There are many types of wordplay, too many to be covered here. The most successful ones used though are listed here.

  • Ambiguities - Probably the most popular category, phrases with two separate meanings are often winners in the ideabox. Good examples include using figures of speech in unexpectedly both their metaphorical and literal ways at the same time after an introductory start, as well as starting with a sensible phrase to lead the reader astray before producing a punchline which reveals the actual context (a funny one).
  • Oxymorons - Juxtaposing two opposites often works well, especially for the artifacts and equipment sections of the ideabox.


  • Dramatic irony - This has always worked well throughout history, and it continues to in the world of Godville today.
  • Irony of the fourth wall - When the hero unknowingly thinks about something related to actual real-world gameplay, for example, thinking that their life has the potential to be a good computer game (since it is but they don't know it).


  • Critical comments on gameplay - Bringing certain features of the game into real-life context can be very entertaining. An example of this would be commenting on the awkwardness of carrying around so many gold coins, resulting in the hero asking for a credit card instead.
  • Critical comments on the gameplay of an MMO or MMORPG - This is ultimately what the main theme of the game comes down to. Examples include the hero taking shortcuts around normal MMORPG procedures in a humorous way.
  • Realism - Bringing in funny features of the real world which you don't normally see in-game. An example would be the hero running out of ink halfway through a diary entry and then having forgotten what they were going to write when they finally get more ink.


The most difficult type of good idea to get right, most of these usually end up in a 'Bad Ideas' category instead. It's pretty much hit and miss with this category, and it is very hard to know (even for an experienced idea submitter) what will work and what will not. Essentially, it's a balancing act between two categories in the 'Bad Ideas' section: 'overused references' and 'obscure references'. It is also worth noting that voters are very fickle with these types of ideas, and while one idea may work on one day, it might be a massive flop the next, yet this makes no difference because the admin tend to be consistent in what they don't like. As a result of these things, subcategories of this category cannot be listed.

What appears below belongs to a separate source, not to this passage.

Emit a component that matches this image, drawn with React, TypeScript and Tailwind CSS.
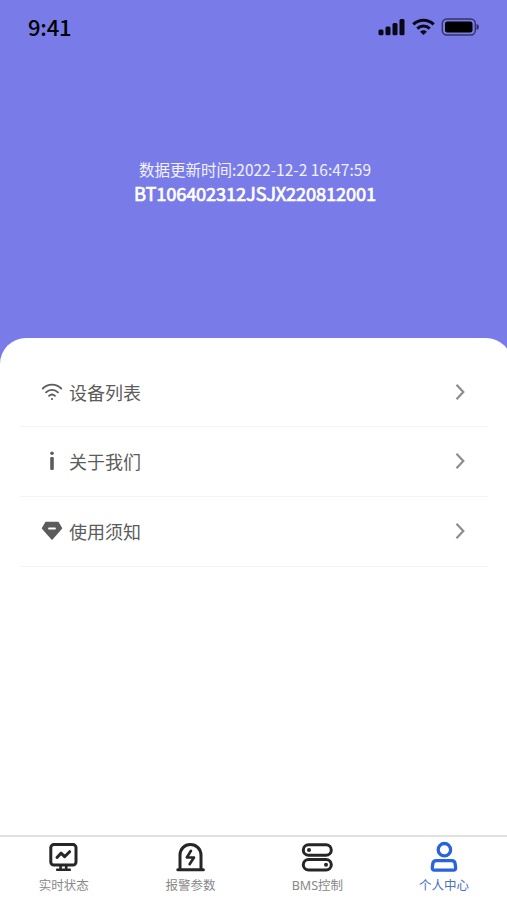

'Yes' Vote Gathering Strategies

The best strategy (used by the people at the top of the gratitude pantheon) has been tested time and time again, and always works well. It takes advantage of a loophole in human psychology. This is not like one of those jokes in spam pop-ups, it is common sense. Before reading about the actual strategy, you must first understand why it works:

When presented with a long list of 100 or so ideas (most of which are bad), a person tends to scroll down quickly to get through them all faster. There's a very good chance that there will be many bad ideas in a row, and the person will go down the list, briefly scanning each idea and clicking 'no' soon afterwards, faster and faster, until, without realizing it, they are clicking 'no' at the same time as they are reading the idea. As a result, when they eventually reach a good idea, by the time they realize that they want to click 'yes', it is too late because they have already clicked 'no'. This tends to continue as well. It is known as the row autonomy effect. Here is an example of the effect in action:

No – Rubbish

No – a sword (coz its awesome)

No – Spongebob – tee hee hee

No – latest Amy Winehouse joke … nope

No – WTF? No sense!

No – Oh bless!...another Harry Potter reference

No – and another one

No - What?...Why, how rude!! What a filthy minded, vulgar troglodite!!!

No – Peter Piper picked another bloody pickled pepper

No – Sorry, did you just ask me to vote yes for this? Yeah right, see ya!

No – singing Old Macdonald all the way home – like very funny

No – Yawn

No – Getting tired now

No – I don’t care any more


OH damn that was a good one!! God, it deserved a yes there and probably spoiled its perfect 50 Yes score.




N…oh wait that was good actually…damn it….again…

'So how do I use the effect to my advantage?' you may now be asking. The effect also works for gathering 'yes' votes when there are many good ideas in a row. Therefore, the best strategy is to save up all of your good ideas and submit them all at once, making sure that the best idea is the last one to be submitted, since this is the one that a voter will see first (appearing at the top of the page), thus serving to flip the voter into an autonomous state more quickly. The not-so-good ideas may be among the first submitted ones, to increase their chances of gathering the 'yes' votes. Ideally, you will want at least ten good ideas in a row to really use the effect to your advantage. As for actually thinking of good ideas, it is widely believed by the best idea-submitters that wordplay jokes are the best at gathering 'yes' votes, so aim for something along those lines. The paragraph below should help a lot, as you should aim for a failure rating no higher than -1 for each idea (although a rating of zero might just about be acceptable). Good luck!

Failure Ratings

For those wishing to get as many 'no' votes as possible, a special system was devised by GodSpode  and GodGorgeous George : an actual formula for calculating how bad an idea is. To find the failure rating of an idea, count the number of 'bad ideas' section subcategories the idea falls under. Each one is worth 1 point. Now check how many 'good ideas' section subcategories the idea falls under. Each one is worth -1 point. Now add them all up. This is the failure rating of the idea. The average bad idea will have a failure rating of 2 or 3 while a bad idea that only just missed the mark may have a failure rating of just 1. The higher the failure rating, the worse the idea. Surely enough, a correlation between 'no' votes and failure ratings has been observed in the ideabox, thereby showing the reliability of the system. The system can also be used for the purpose of finding out how good an idea is. Most people don't wish to, but it should be noted that the lower the rating is beneath zero, the better the idea is.